-- begin --
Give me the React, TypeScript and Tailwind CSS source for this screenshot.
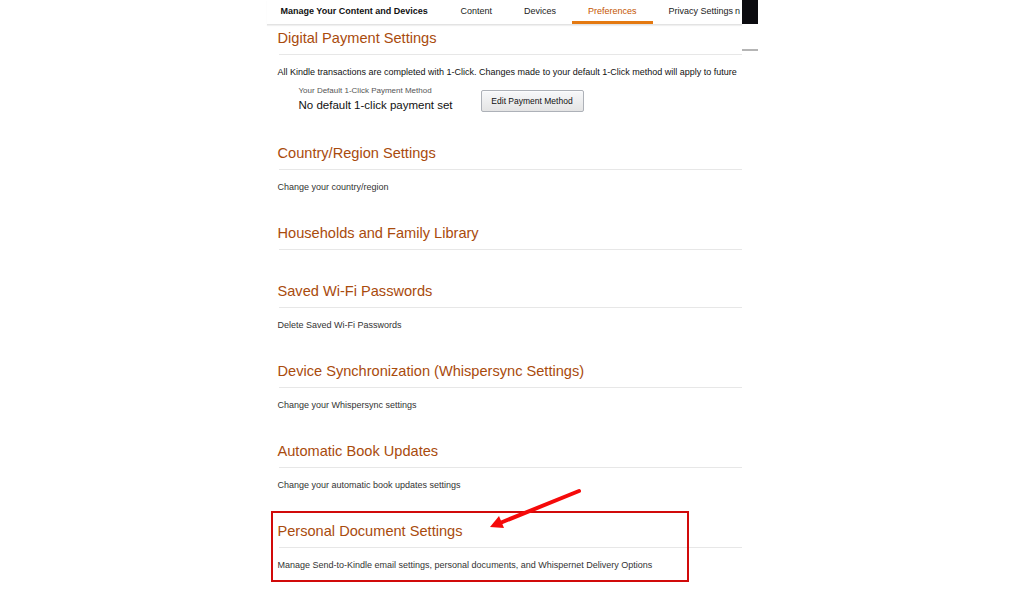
import React from "react";

const font = { fontFamily: '"Liberation Sans", Arial, sans-serif' };

type SectionProps = {
  title: string;
  desc?: string;
  className?: string;
  children?: React.ReactNode;
};

const Section = ({ title, desc, className, children }: SectionProps) => (
  <div className={className ?? (desc ? "pb-[32px]" : "pb-[33px]")}>
    <h2 className="h-[17px] text-[14.6px] leading-[17px] text-[#a94b0d]">{title}</h2>
    <div className="mt-[7px] ml-px h-px bg-[#e7e7e7]" />
    {desc && <p className="mt-[12px] text-[9px] leading-[11px] text-[#333]">{desc}</p>}
    {children}
  </div>
);

const tabs = [
  { label: "Content", active: false },
  { label: "Devices", active: false },
  { label: "Preferences", active: true },
];

export default function App() {
  return (
    <div className="min-h-[598px] w-full bg-white" style={font}>
      <div className="relative mx-auto flex w-[491px]">
        <div className="w-[475px]">
          {/* top nav */}
          <div className="flex h-[25px] items-stretch overflow-hidden border-b border-[#e3e3e3] shadow-[0_1px_1px_rgba(0,0,0,0.06)]">
            <div className="flex w-[178px] items-center pl-[14px] text-[9px] font-bold text-[#111]">
              Manage Your Content and Devices
            </div>
            {tabs.map((tab) => (
              <div
                key={tab.label}
                className={
                  tab.active
                    ? "flex items-center border-b-[3px] border-[#e47911] px-[16px] pt-[3px] text-[9px] text-[#c45500]"
                    : "flex items-center px-[16px] text-[9px] text-[#222]"
                }
              >
                {tab.label}
              </div>
            ))}
            <div className="flex items-center whitespace-nowrap pl-[16px] text-[9px] text-[#222]">
              Privacy Settings<span className="ml-[2px]">n</span>
            </div>
          </div>

          {/* settings list */}
          <div className="pt-[5px] pl-[11px]">
            <Section title="Digital Payment Settings" className="pb-[33px]">
              <p className="mt-[12px] whitespace-nowrap text-[9px] leading-[11px] text-[#111]">
                All Kindle transactions are completed with 1-Click. Changes made to your default 1-Click method will apply to future
              </p>
              <div className="mt-[8px] flex items-start pl-[21px]">
                <div className="w-[182px]">
                  <div className="text-[8px] leading-[10px] text-[#555]">Your Default 1-Click Payment Method</div>
                  <div className="mt-[3px] text-[11.5px] leading-[13px] text-[#111]">No default 1-click payment set</div>
                </div>
                <button className="mt-[4px] h-[22px] w-[103px] rounded-[2px] border border-[#adb1b8] bg-gradient-to-b from-[#f7f8fa] to-[#e4e4e4] text-[8.5px] text-[#111] shadow-[0_1px_0_rgba(255,255,255,0.6)_inset]">
                  Edit Payment Method
                </button>
              </div>
            </Section>
            <Section title="Country/Region Settings" desc="Change your country/region" />
            <Section title="Households and Family Library" />
            <Section title="Saved Wi-Fi Passwords" desc="Delete Saved Wi-Fi Passwords" />
            <Section title="Device Synchronization (Whispersync Settings)" desc="Change your Whispersync settings" />
            <Section title="Automatic Book Updates" desc="Change your automatic book updates settings" />
            <div className="relative">
              <Section
                title="Personal Document Settings"
                desc="Manage Send-to-Kindle email settings, personal documents, and Whispernet Delivery Options"
              />
              <div className="absolute left-[-7px] top-[-12px] h-[71px] w-[418px] border-2 border-[#d10a0a]" />
            </div>
          </div>
        </div>

        {/* right edge strip */}
        <div className="w-[16px]">
          <div className="h-[24px] bg-[#0b0b0f]" />
          <div className="mt-[25px] h-[2px] bg-[#b5b5b5]" />
        </div>

        {/* annotation arrow */}
        <svg
          className="absolute left-[220px] top-[486px] h-[45px] w-[100px]"
          viewBox="0 0 100 45"
        >
          <line x1="92" y1="5" x2="13" y2="37" stroke="#f50a0a" strokeWidth="4" strokeLinecap="round" />
          <polygon points="3,41 17,42 12,30" fill="#f50a0a" />
        </svg>
      </div>
    </div>
  );
}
-- end --
Copy the whole listing above word for word but do not carry over the pictures.

Give me the React, TypeScript and Tailwind CSS source for this screenshot.
import React from "react";

const font = { fontFamily: '"Liberation Sans", Arial, sans-serif' };

type SectionProps = {
  title: string;
  desc?: string;
  className?: string;
  children?: React.ReactNode;
};

const Section = ({ title, desc, className, children }: SectionProps) => (
  <div className={className ?? (desc ? "pb-[32px]" : "pb-[33px]")}>
    <h2 className="h-[17px] text-[14.6px] leading-[17px] text-[#a94b0d]">{title}</h2>
    <div className="mt-[7px] ml-px h-px bg-[#e7e7e7]" />
    {desc && <p className="mt-[12px] text-[9px] leading-[11px] text-[#333]">{desc}</p>}
    {children}
  </div>
);

const tabs = [
  { label: "Content", active: false },
  { label: "Devices", active: false },
  { label: "Preferences", active: true },
];

export default function App() {
  return (
    <div className="min-h-[598px] w-full bg-white" style={font}>
      <div className="relative mx-auto flex w-[491px]">
        <div className="w-[475px]">
          {/* top nav */}
          <div className="flex h-[25px] items-stretch overflow-hidden border-b border-[#e3e3e3] shadow-[0_1px_1px_rgba(0,0,0,0.06)]">
            <div className="flex w-[178px] items-center pl-[14px] text-[9px] font-bold text-[#111]">
              Manage Your Content and Devices
            </div>
            {tabs.map((tab) => (
              <div
                key={tab.label}
                className={
                  tab.active
                    ? "flex items-center border-b-[3px] border-[#e47911] px-[16px] pt-[3px] text-[9px] text-[#c45500]"
                    : "flex items-center px-[16px] text-[9px] text-[#222]"
                }
              >
                {tab.label}
              </div>
            ))}
            <div className="flex items-center whitespace-nowrap pl-[16px] text-[9px] text-[#222]">
              Privacy Settings<span className="ml-[2px]">n</span>
            </div>
          </div>

          {/* settings list */}
          <div className="pt-[5px] pl-[11px]">
            <Section title="Digital Payment Settings" className="pb-[33px]">
              <p className="mt-[12px] whitespace-nowrap text-[9px] leading-[11px] text-[#111]">
                All Kindle transactions are completed with 1-Click. Changes made to your default 1-Click method will apply to future
              </p>
              <div className="mt-[8px] flex items-start pl-[21px]">
                <div className="w-[182px]">
                  <div className="text-[8px] leading-[10px] text-[#555]">Your Default 1-Click Payment Method</div>
                  <div className="mt-[3px] text-[11.5px] leading-[13px] text-[#111]">No default 1-click payment set</div>
                </div>
                <button className="mt-[4px] h-[22px] w-[103px] rounded-[2px] border border-[#adb1b8] bg-gradient-to-b from-[#f7f8fa] to-[#e4e4e4] text-[8.5px] text-[#111] shadow-[0_1px_0_rgba(255,255,255,0.6)_inset]">
                  Edit Payment Method
                </button>
              </div>
            </Section>
            <Section title="Country/Region Settings" desc="Change your country/region" />
            <Section title="Households and Family Library" />
            <Section title="Saved Wi-Fi Passwords" desc="Delete Saved Wi-Fi Passwords" />
            <Section title="Device Synchronization (Whispersync Settings)" desc="Change your Whispersync settings" />
            <Section title="Automatic Book Updates" desc="Change your automatic book updates settings" />
            <div className="relative">
              <Section
                title="Personal Document Settings"
                desc="Manage Send-to-Kindle email settings, personal documents, and Whispernet Delivery Options"
              />
              <div className="absolute left-[-7px] top-[-12px] h-[71px] w-[418px] border-2 border-[#d10a0a]" />
            </div>
          </div>
        </div>

        {/* right edge strip */}
        <div className="w-[16px]">
          <div className="h-[24px] bg-[#0b0b0f]" />
          <div className="mt-[25px] h-[2px] bg-[#b5b5b5]" />
        </div>

        {/* annotation arrow */}
        <svg
          className="absolute left-[220px] top-[486px] h-[45px] w-[100px]"
          viewBox="0 0 100 45"
        >
          <line x1="92" y1="5" x2="13" y2="37" stroke="#f50a0a" strokeWidth="4" strokeLinecap="round" />
          <polygon points="3,41 17,42 12,30" fill="#f50a0a" />
        </svg>
      </div>
    </div>
  );
}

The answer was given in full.